▼▼▼

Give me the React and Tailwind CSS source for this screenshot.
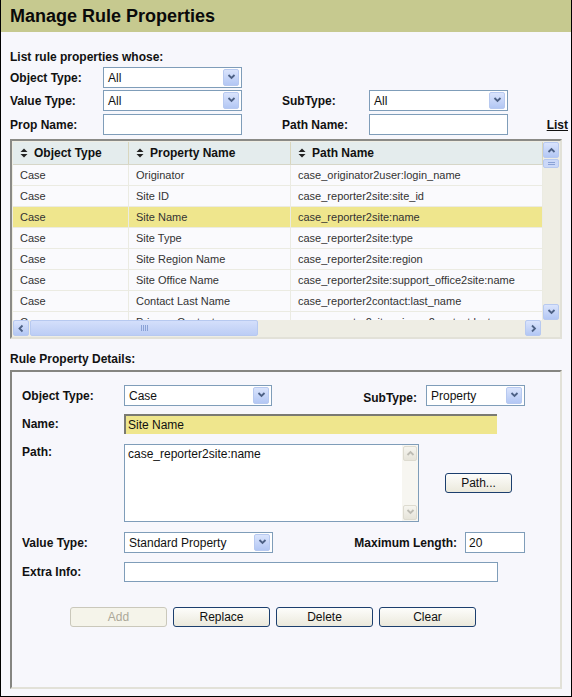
import React from 'react';

const font = "font-['Liberation_Sans',Arial,sans-serif]";

const Chevron = ({ dir = 'down', color = '#4d6185' }) => {
  const d = {
    down: 'M1.5 2 L4.5 5 L7.5 2',
    up: 'M1.5 6 L4.5 3 L7.5 6',
    left: 'M5.5 1.5 L2.5 4.5 L5.5 7.5',
    right: 'M3 1.5 L6 4.5 L3 7.5',
  }[dir];
  return (
    <svg width="9" height="9" viewBox="0 0 9 9">
      <path d={d} stroke={color} strokeWidth="1.8" fill="none" />
    </svg>
  );
};

const ArrowBox = ({ dir = 'down', className = '' }) => (
  <span
    className={`flex items-center justify-center rounded-[2px] border border-[#b7c9f0] bg-gradient-to-b from-[#dae4fc] to-[#b3c7f4] ${className}`}
  >
    <Chevron dir={dir} />
  </span>
);

const GreyBox = ({ dir, className = '' }) => (
  <span
    className={`flex items-center justify-center rounded-[2px] border border-[#dddbd0] bg-gradient-to-b from-[#f6f5ef] to-[#e6e4da] ${className}`}
  >
    <Chevron dir={dir} color="#bdbcb4" />
  </span>
);

const Select = ({ value, w, h = 'h-[21px]' }) => (
  <div className={`flex ${h} ${w} items-center border border-[#7f9db9] bg-white pr-[2px]`}>
    <span className="flex-1 truncate pl-[4px] text-[12px] text-[#111]">{value}</span>
    <ArrowBox className="h-[17px] w-[16px]" />
  </div>
);

const Input = ({ w, h = 'h-[21px]', value = '' }) => (
  <div className={`flex ${h} ${w} items-center border border-[#7f9db9] bg-white pl-[3px] text-[12px] text-[#111]`}>
    {value}
  </div>
);

const Button = ({ children, disabled, w = 'w-[97px]' }) => (
  <div
    className={`flex h-[20px] ${w} items-center justify-center rounded-[3px] border text-[12px] ${
      disabled
        ? 'border-[#cac8bb] bg-[#f5f4ea] text-[#aca899]'
        : 'border-[#1c3f6e] bg-gradient-to-b from-[#fdfdfb] to-[#ebe9dc] text-[#111]'
    }`}
  >
    {children}
  </div>
);

const SortIcon = () => (
  <svg width="8" height="10" viewBox="0 0 8 10" className="mr-[6px]">
    <path d="M4 0.5 L7.5 4 L0.5 4 Z" fill="#222" />
    <path d="M4 9.5 L7.5 6 L0.5 6 Z" fill="#222" />
  </svg>
);

const rows = [
  ['Case', 'Originator', 'case_originator2user:login_name'],
  ['Case', 'Site ID', 'case_reporter2site:site_id'],
  ['Case', 'Site Name', 'case_reporter2site:name'],
  ['Case', 'Site Type', 'case_reporter2site:type'],
  ['Case', 'Site Region Name', 'case_reporter2site:region'],
  ['Case', 'Site Office Name', 'case_reporter2site:support_office2site:name'],
  ['Case', 'Contact Last Name', 'case_reporter2contact:last_name'],
  ['Case', 'Primary Contact', 'case_reporter2site:primary2contact:last_name'],
];

const cols = ['w-[116px]', 'w-[162px]', 'w-[252px]'];

const PropTable = () => (
  <div className="flex h-[200px] w-[552px] flex-col border-2 border-t-[#8a8a86] border-l-[#8a8a86] border-r-[#e2e1d8] border-b-[#e2e1d8] bg-[#eeede4] p-px">
    <div className="flex h-[178px]">
      <div className="flex w-[530px] flex-col overflow-hidden bg-[#fafafd]">
        <div className="flex h-[23px] shrink-0 border-b border-[#d6d6c8] bg-[#e4eced] text-[12px] font-bold text-[#111]">
          {['Object Type', 'Property Name', 'Path Name'].map((h, i) => (
            <div key={h} className={`${cols[i]} flex items-center border-r border-[#d9d6bd] pl-[7px]`}>
              <SortIcon />
              {h}
            </div>
          ))}
        </div>
        {rows.map((r, ri) => (
          <div
            key={ri}
            className={`flex h-[21px] shrink-0 border-b border-[#ebebe2] text-[11px] text-[#333] ${
              ri === 2 ? 'bg-[#efe68d]' : ''
            }`}
          >
            {r.map((c, ci) => (
              <div key={ci} className={`${cols[ci]} flex items-center border-r border-[#ebebe2] pl-[7px]`}>
                {c}
              </div>
            ))}
          </div>
        ))}
      </div>
      <div className="flex w-[16px] flex-col">
        <ArrowBox dir="up" className="h-[16px] w-[16px]" />
        <div className="mt-px flex h-[9px] w-[16px] flex-col items-center justify-center gap-px rounded-[2px] border border-[#b7c9f0] bg-[#cbd8f8]">
          <span className="h-px w-[7px] bg-[#8aa2d6]" />
          <span className="h-px w-[7px] bg-[#8aa2d6]" />
        </div>
        <div className="flex-1" />
        <ArrowBox dir="down" className="h-[16px] w-[16px]" />
      </div>
    </div>
    <div className="flex h-[16px]">
      <ArrowBox dir="left" className="h-[16px] w-[16px]" />
      <div className="ml-px flex h-[16px] w-[228px] items-center justify-center gap-px rounded-[2px] border border-[#b7c9f0] bg-gradient-to-b from-[#d4dffb] to-[#bccdf5]">
        <span className="h-[6px] w-px bg-[#8aa2d6]" />
        <span className="h-[6px] w-px bg-[#8aa2d6]" />
        <span className="h-[6px] w-px bg-[#8aa2d6]" />
        <span className="h-[6px] w-px bg-[#8aa2d6]" />
      </div>
      <div className="flex-1" />
      <ArrowBox dir="right" className="h-[16px] w-[16px]" />
      <div className="w-[18px]" />
    </div>
  </div>
);

export default function App() {
  return (
    <div className={`${font} flex h-[697px] w-[572px] flex-col border-x border-b border-black bg-[#f7f7fc] text-[#111]`}>
      <div className="flex h-[32px] shrink-0 items-center bg-[#c6c98f] pl-[9px] text-[18px] font-bold text-[#0a0a0a]">
        Manage Rule Properties
      </div>
      <div className="flex flex-col px-[9px]">
        <div className="mt-[17px] text-[12px] font-bold leading-[16px]">List rule properties whose:</div>
        <div className="mt-[2px] flex h-[21px] items-center">
          <span className="w-[93px] text-[12px] font-bold">Object Type:</span>
          <Select value="All" w="w-[139px]" />
        </div>
        <div className="mt-[2px] flex h-[21px] items-center">
          <span className="w-[93px] text-[12px] font-bold">Value Type:</span>
          <Select value="All" w="w-[139px]" />
          <span className="ml-[40px] w-[87px] text-[12px] font-bold">SubType:</span>
          <Select value="All" w="w-[139px]" />
        </div>
        <div className="mt-[3px] flex h-[21px] items-center">
          <span className="w-[93px] text-[12px] font-bold">Prop Name:</span>
          <Input w="w-[139px]" />
          <span className="ml-[40px] w-[87px] text-[12px] font-bold">Path Name:</span>
          <Input w="w-[139px]" />
          <span className="ml-auto mr-[-6px] text-[12px] font-bold underline">List</span>
        </div>
        <div className="mt-[4px]">
          <PropTable />
        </div>
        <div className="mt-[12px] text-[12px] font-bold leading-[16px]">Rule Property Details:</div>
        <div className="mt-[3px] flex h-[319px] w-[552px] flex-col border-2 border-t-[#858581] border-l-[#858581] border-r-[#e2e1d8] border-b-[#e2e1d8] pl-[10px]">
          <div className="mt-[13px] flex h-[21px] items-center">
            <span className="w-[102px] text-[12px] font-bold">Object Type:</span>
            <Select value="Case" w="w-[148px]" />
            <span className="ml-auto mr-[9px] mt-[4px] text-[12px] font-bold">SubType:</span>
            <Select value="Property" w="w-[99px]" />
            <span className="w-[35px]" />
          </div>
          <div className="mt-[8px] flex h-[20px] items-center">
            <span className="w-[102px] text-[12px] font-bold">Name:</span>
            <div className="flex h-[20px] w-[373px] items-center border-l-2 border-t-2 border-[#7a7a72] bg-[#efe68d] pl-[2px] text-[12px]">
              Site Name
            </div>
          </div>
          <div className="mt-[10px] flex h-[78px]">
            <span className="mt-[1px] w-[102px] text-[12px] font-bold leading-[14px]">Path:</span>
            <div className="flex h-[78px] w-[295px] border border-[#7f9db9] bg-white">
              <span className="flex-1 pl-[3px] pt-[2px] text-[12px] leading-[14px]">case_reporter2site:name</span>
              <div className="flex w-[16px] flex-col bg-[#f7f6f1] p-px">
                <GreyBox dir="up" className="h-[15px] w-[14px]" />
                <div className="flex-1" />
                <GreyBox dir="down" className="h-[15px] w-[14px]" />
              </div>
            </div>
            <div className="ml-[26px] mt-[29px]">
              <Button w="w-[67px]">
                <span className="h-[19px] leading-[19px]">Path...</span>
              </Button>
            </div>
          </div>
          <div className="mt-[10px] flex h-[21px] items-center">
            <span className="w-[102px] text-[12px] font-bold">Value Type:</span>
            <Select value="Standard Property" w="w-[149px]" />
            <span className="ml-auto mr-[8px] text-[12px] font-bold">Maximum Length:</span>
            <Input w="w-[60px]" value="20" />
            <span className="w-[35px]" />
          </div>
          <div className="mt-[9px] flex h-[20px] items-center">
            <span className="w-[102px] text-[12px] font-bold">Extra Info:</span>
            <Input w="w-[374px]" h="h-[20px]" />
          </div>
          <div className="ml-[48px] mt-[25px] flex gap-[6px]">
            <Button disabled>Add</Button>
            <Button>Replace</Button>
            <Button>Delete</Button>
            <Button>Clear</Button>
          </div>
        </div>
      </div>
    </div>
  );
}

▲▲▲

> **Directions**
Only lines that contain the word "React" are wanted; copy each of them.

> **Exercise answer**
Give me the React and Tailwind CSS source for this screenshot.
import React from 'react';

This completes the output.